Después de tanto tiempo intentando ocultárselo a su hija aquello ocasionó una crisis familiar, cuando un día, Selma, que tenía entonces diecinueve años, encontró en el buró en el que él guardaba sus papeles la dirección de Charlotte Wilhelm y unas viejas cartas. Aquello la dejó sin saber qué pensar, pero no comentó nada. Unos meses después, aprovechando un viaje universitario a Berlín, sin advertírselo, Selma fue a intentar dar con la que según aquellas cartas debía ser su hermanastra. La joven Ilse era unos cinco años mayor y cuando Selma la abordó en la calle y le dijo que tenía que hablar con ella de algo muy importante, Ilse Wilhelm se quedó tan sorprendida que no supo reaccionar. Se sentaron en un banco en Unter den Linden. Selma le explicó quién era y cómo había descubierto que ella era su hermanastra. Ilse Wilhelm se quedó mirándola muy nerviosa y solo acertó a replicar.
—¿Tú padre es el judío Goldman? ¡De qué me estás hablando, yo no tengo nada que ver con ese hombre! ¡Mi madre me explicó que cuando era joven estuvo saliendo con un judío con ese nombre sin saber entonces que lo era! ¡Para que te quede claro, debes saber que mi padre, ya fallecido, era un prusiano de Hamburgo!
Sin más explicaciones, la muchacha se levantó aparentemente muy ofendida y se alejó, dejando a Selma sin comprender nada. Cuando Selma volvió a Viena no quiso ocultárselo a su padre y le contó lo que había pasado. David, un tanto avergonzado, tuvo que aceptar que era cierto, y le confesó que efectivamente tenía la convicción de que aquella muchacha, Ilse Wilhelm, era hija suya, en realidad fruto de una aventura juvenil a la que entonces no dio mayor importancia, aunque cuando la mujer con la que había salido, Charlotte Wilhelm, supo que estaba embarazada se puso en contacto inmediatamente con él. Cuando se enteró que él era judío cortó la relación en seco.
Rachel, su esposa, una inteligente sefardí nacida en Tesalónica, entendía la existencia como un proceso inevitable en el que las cosas simplemente sucedían y oponerse a ellas solía complicarlas. Aquella pragmática forma de entender la vida venía desde hacía siglos transmitiéndose a lo largo de generaciones en las familias de sus ancestros, los Safartí, Toledano, y Péres, gentes que sobre todas las cosas valoraban el sentido común.
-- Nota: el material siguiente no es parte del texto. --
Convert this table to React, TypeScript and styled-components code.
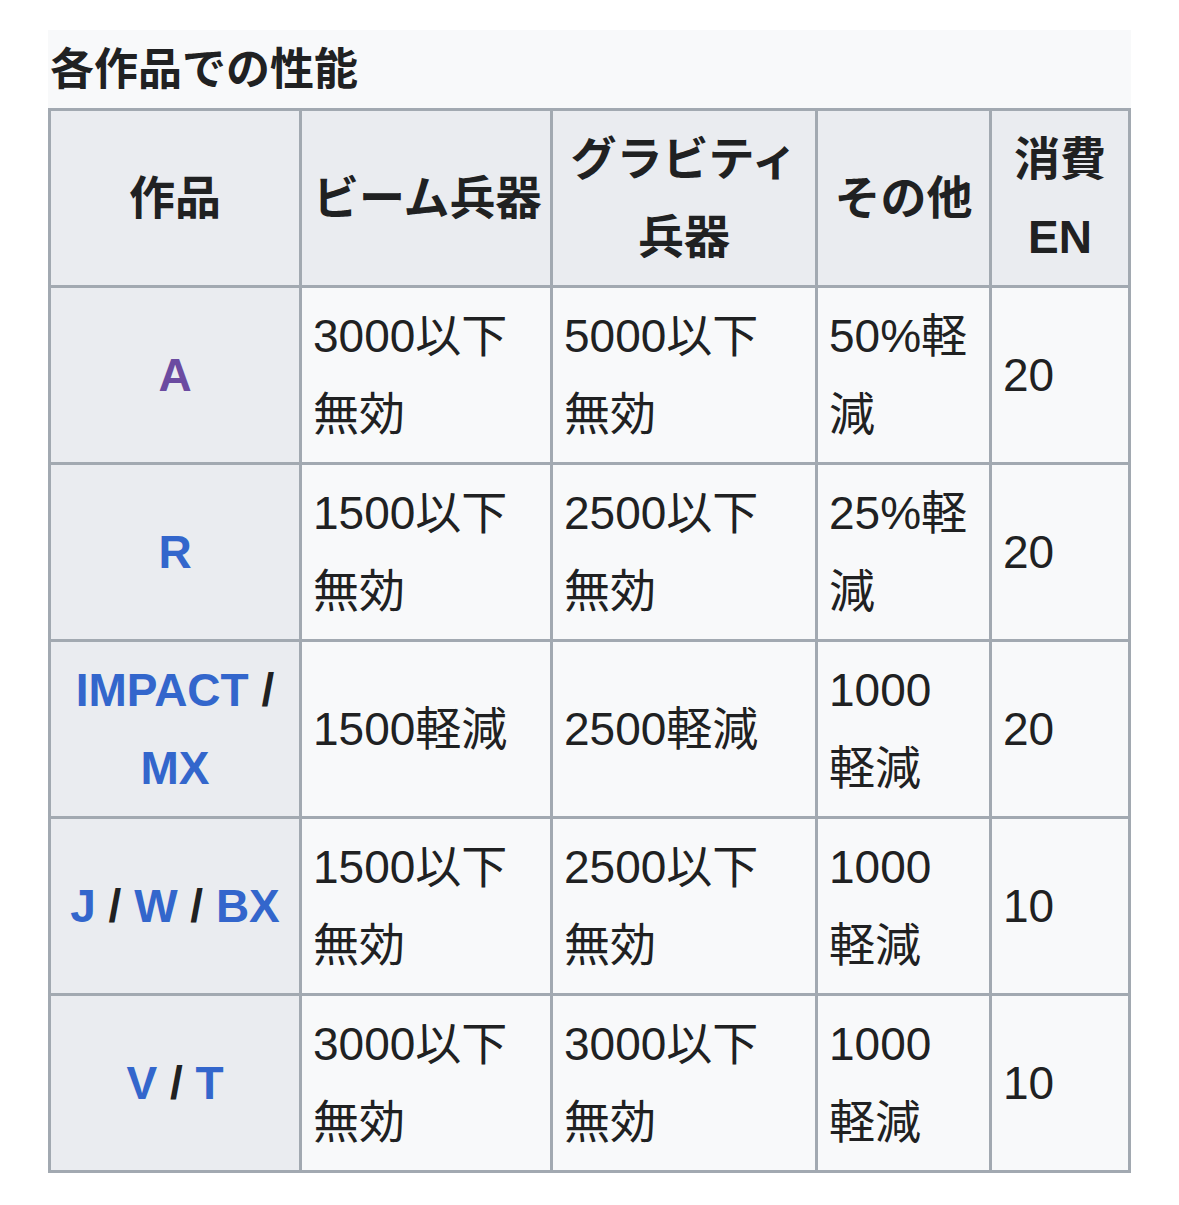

Rachel compartía su opinión en relación con Paul Dukas, aunque era más precavida y prudente que él.
Cuando Selma le contó que se había enamorado de un médico llamado Paul Dukas, ni siquiera hizo el más mínimo comentario sobre lo que pensaba. Selma le explicó entonces que el problema era que Paul no era judío. Rachel no pudo evitar pensar que con aquel apellido, Dukas, indudablemente se trataba de un judío. Asintió sonriendo y le aseguró que se alegraba mucho por ella. Rachel sabía que si en aquel momento le hubiera dicho a Selma lo que en realidad pensaba, se habría expuesto a perder a su hija para siempre.